# WHAT NEEDS TO BE DONE:
Copy exactly the lines that run from the top of the listing to the line containing "React.ReactNode; className?: string", both ends included, and omit the pictures.

# AVAILABLE DATA:
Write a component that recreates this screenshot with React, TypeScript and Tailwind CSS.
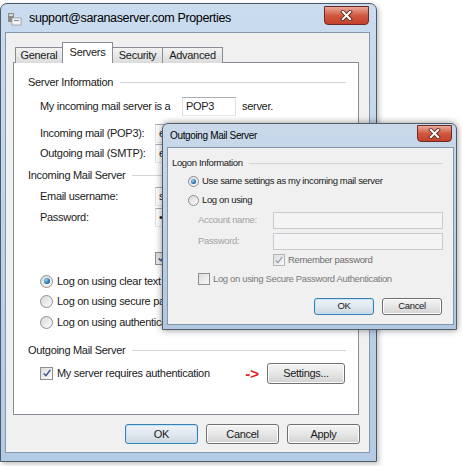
import React from "react";

type Kids = { children?: React.ReactNode; className?: string };

const Radio = ({ checked, small }: { checked?: boolean; small?: boolean }) => (
  <span
    className={`inline-flex shrink-0 items-center justify-center rounded-full border border-[#8e8f8f] bg-linear-to-br from-[#d9d9d9] to-[#fbfbfb] ${
      small ? "size-[11px]" : "size-[13px]"
    }`}
  >
    {checked && (
      <span
        className={`rounded-full bg-[radial-gradient(circle_at_35%_35%,#8fdaf8,#1b5e9e_70%)] ${
          small ? "size-[5px]" : "size-[6px]"
        }`}
      />
    )}
  </span>
);

const Check = ({ checked, small, dim }: { checked?: boolean; small?: boolean; dim?: boolean }) => (
  <span
    className={`inline-flex shrink-0 items-center justify-center border bg-linear-to-br from-[#dcdcdc] to-[#fbfbfb] ${
      dim ? "border-[#b5b5b5]" : "border-[#8e8f8f]"
    } ${small ? "size-[12px]" : "size-[13px]"}`}
  >
    {checked && (
      <svg viewBox="0 0 12 12" className="size-[10px]">
        <path
          d="M2 6.5 L4.8 9.2 L10 2.2"
          fill="none"
          stroke={dim ? "#9aa3b5" : "#3f5489"}
          strokeWidth="1.8"
        />
      </svg>
    )}
  </span>
);

const Btn = ({ children, className, def }: Kids & { def?: boolean }) => (
  <div
    className={`flex items-center justify-center rounded-[3px] border ${
      def
        ? "border-[#3c7fb1] bg-linear-to-b from-[#eef3f8] via-[#e1e8ef] to-[#cdd6df] shadow-[inset_0_0_0_1px_#bfe3f7]"
        : "border-[#707070] bg-linear-to-b from-[#f4f4f4] via-[#e6e6e6] to-[#d2d2d2] shadow-[inset_0_0_0_1px_#fcfcfc]"
    } ${className ?? ""}`}
  >
    {children}
  </div>
);

const Field = ({ children, className }: Kids) => (
  <div
    className={`flex items-center overflow-hidden border border-[#abadb3] border-x-[#dbdfe6] border-b-[#e3e9ef] bg-white px-[3px] ${
      className ?? ""
    }`}
  >
    {children}
  </div>
);

const Group = ({ label, className }: { label: string; className?: string }) => (
  <div className={`flex h-[20px] items-center pl-[14px] pr-[12px] ${className ?? ""}`}>
    <span>{label}</span>
    <div className="ml-[7px] h-px flex-1 bg-[#d0d4d8]" />
  </div>
);

const CloseX = ({ className }: { className: string }) => (
  <div
    className={`flex items-center justify-center rounded-b-[4px] border border-[#6d2a22] bg-linear-to-b from-[#e9a99c] via-[#d0583f] to-[#c4412b] ${className}`}
  >
    <svg viewBox="0 0 14 12" className="h-[11px] w-[13px]">
      <path d="M3 2 L11 10 M11 2 L3 10" stroke="#5b2a24" strokeWidth="4" strokeLinecap="square" />
      <path d="M3 2 L11 10 M11 2 L3 10" stroke="#ffffff" strokeWidth="2.2" strokeLinecap="square" />
    </svg>
  </div>
);

const Tab = ({ children, active, className }: Kids & { active?: boolean }) => (
  <div
    className={`-ml-px flex items-center justify-center border border-b-0 border-[#898c95] ${
      active
        ? "h-[21px] bg-white pb-[2px]"
        : "h-[16px] bg-linear-to-b from-[#f2f2f2] to-[#dcdcdc]"
    } ${className ?? ""}`}
  >
    {children}
  </div>
);

export default function App() {
  return (
    <div className="relative h-[466px] w-[462px] overflow-hidden bg-white font-['Liberation_Sans',Arial,sans-serif] text-[11px] tracking-[-0.3px] text-[#1a1a1a]">
      {/* main properties window */}
      <div className="mt-[3px] flex h-[459px] w-[377px] flex-col rounded-t-[7px] border border-[#4b5a6b] bg-linear-to-b from-[#cadcef] via-[#bed3ea] to-[#b4cbe5] shadow-[2px_2px_5px_rgba(0,0,0,0.25)]">
        <div className="flex h-[28px] items-start pl-[7px] pr-[7px]">
          <svg viewBox="0 0 14 13" className="mt-[9px] h-[13px] w-[14px]">
            <rect x="0" y="0" width="6" height="9" fill="#8c8c8c" />
            <rect x="1" y="1" width="4" height="2" fill="#d8d8d8" />
            <rect x="4" y="5" width="9" height="7" fill="#f4f4f4" stroke="#9a9a9a" strokeWidth="0.8" />
            <rect x="6" y="7" width="5" height="1" fill="#7b8aa0" />
          </svg>
          <span className="ml-[7px] mt-[7px] text-[12.5px] leading-[15px] tracking-[-0.35px] text-black">
            support@saranaserver.com Properties
          </span>
          <CloseX className="ml-auto mt-[2px] h-[19px] w-[45px]" />
        </div>

        <div className="pl-[4px] pr-[6px]">
          <div className="flex h-[421px] flex-col border border-[#8497ab] bg-[#f0f0f0]">
            <div className="relative z-10 flex h-[30px] items-end pl-[10px]">
              <Tab className="w-[48px]">General</Tab>
              <Tab active className="w-[51px]">
                Servers
              </Tab>
              <Tab className="w-[51px]">Security</Tab>
              <Tab className="w-[61px]">Advanced</Tab>
            </div>

            <div className="-mt-px ml-[7px] flex h-[353px] w-[346px] flex-col border border-[#898c95] bg-white">
              <Group label="Server Information" className="mt-[9px]" />
              <div className="mt-[4px] flex h-[20px] items-center pl-[26px]">
                <span className="w-[142px]">My incoming mail server is a</span>
                <Field className="h-[19px] w-[54px]">POP3</Field>
                <span className="ml-[6px]">server.</span>
              </div>
              <div className="mt-[7px] flex h-[20px] items-center pl-[26px]">
                <span className="w-[115px]">Incoming mail (POP3):</span>
                <Field className="h-[19px] w-[190px]">email.saranaserver.com</Field>
              </div>
              <div className="flex h-[20px] items-center pl-[26px]">
                <span className="w-[115px]">Outgoing mail (SMTP):</span>
                <Field className="h-[19px] w-[190px]">email.saranaserver.com</Field>
              </div>
              <Group label="Incoming Mail Server" className="mt-[2px]" />
              <div className="mt-px flex h-[20px] items-center pl-[26px]">
                <span className="w-[115px]">Email username:</span>
                <Field className="h-[19px] w-[190px]">support@saranaserver.com</Field>
              </div>
              <div className="mt-px flex h-[20px] items-center pl-[26px]">
                <span className="w-[115px]">Password:</span>
                <Field className="h-[19px] w-[190px]">••••••••</Field>
              </div>
              <div className="mt-[21px] flex h-[20px] items-center gap-[4px] pl-[141px]">
                <Check checked />
                <span>Remember password</span>
              </div>
              <div className="mt-[3px] flex h-[20px] items-center gap-[4px] pl-[26px]">
                <Radio checked />
                <span>Log on using clear text authentication</span>
              </div>
              <div className="flex h-[20px] items-center gap-[4px] pl-[26px]">
                <Radio />
                <span>Log on using secure password authentication</span>
              </div>
              <div className="mt-px flex h-[20px] items-center gap-[4px] pl-[26px]">
                <Radio />
                <span>Log on using authenticated security</span>
              </div>
              <Group label="Outgoing Mail Server" className="mt-[8px]" />
              <div className="mt-[3px] flex h-[20px] items-center pl-[26px] pr-[13px]">
                <Check checked />
                <span className="ml-[4px]">My server requires authentication</span>
                <span className="ml-auto text-[15px] font-bold leading-none tracking-[0px] text-[#e3211c]">
                  -&gt;
                </span>
                <Btn className="ml-[8px] h-[21px] w-[78px]">Settings...</Btn>
              </div>
            </div>

            <div className="mt-[9px] flex justify-end gap-[8px] pr-[9px]">
              <Btn def className="h-[20px] w-[73px]">
                OK
              </Btn>
              <Btn className="h-[20px] w-[73px]">Cancel</Btn>
              <Btn className="h-[20px] w-[73px]">Apply</Btn>
            </div>
          </div>
        </div>
      </div>

      {/* Outgoing Mail Server dialog, lying over the properties window */}
      <div className="absolute left-[162px] top-[123px] flex h-[207px] w-[295px] flex-col rounded-t-[6px] border border-[#505d6d] bg-linear-to-b from-[#c9d9ea] via-[#bcd0e6] to-[#b2c8e1] text-[9.5px] tracking-[-0.35px] shadow-[0_0_7px_rgba(0,0,0,0.45)]">
        <div className="flex h-[23px] items-start pl-[7px] pr-[4px]">
          <span className="mt-[6px] text-[10px] leading-[12px] text-black">Outgoing Mail Server</span>
          <CloseX className="ml-auto mt-px h-[17px] w-[35px]" />
        </div>
        <div className="pl-[4px] pr-[2px]">
          <div className="flex h-[178px] flex-col border border-[#8497ab] bg-[#f0f0f0]">
            <div className="mt-[7px] flex h-[16px] items-center pl-[4px] pr-[11px]">
              <span>Logon Information</span>
              <div className="ml-[6px] h-px flex-1 bg-[#d0d4d8]" />
            </div>
            <div className="mt-[2px] flex h-[16px] items-center gap-[3px] pl-[20px]">
              <Radio checked small />
              <span>Use same settings as my incoming mail server</span>
            </div>
            <div className="mt-[3px] flex h-[16px] items-center gap-[3px] pl-[20px]">
              <Radio small />
              <span>Log on using</span>
            </div>
            <div className="mt-[4px] flex h-[17px] items-center pl-[30px] text-[#a3a3a3]">
              <span className="w-[75px]">Account name:</span>
              <div className="h-[17px] w-[170px] border border-[#c6c9cf] bg-[#f4f4f4]" />
            </div>
            <div className="mt-[4px] flex h-[17px] items-center pl-[30px] text-[#a3a3a3]">
              <span className="w-[75px]">Password:</span>
              <div className="h-[17px] w-[170px] border border-[#c6c9cf] bg-[#f4f4f4]" />
            </div>
            <div className="mt-[2px] flex h-[16px] items-center gap-[3px] pl-[105px] text-[#6f6f6f]">
              <Check checked small dim />
              <span>Remember password</span>
            </div>
            <div className="mt-[3px] flex h-[16px] items-center gap-[3px] pl-[30px] text-[#7a7a7a]">
              <Check small />
              <span>Log on using Secure Password Authentication</span>
            </div>
            <div className="mt-[11px] flex justify-end gap-[8px] pr-[11px]">
              <Btn def className="h-[17px] w-[60px]">
                OK
              </Btn>
              <Btn className="h-[17px] w-[60px]">Cancel</Btn>
            </div>
          </div>
        </div>
      </div>
    </div>
  );
}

# RESPONSE TO THE TASK:
Write a component that recreates this screenshot with React, TypeScript and Tailwind CSS.
import React from "react";

type Kids = { children?: React.ReactNode; className?: string };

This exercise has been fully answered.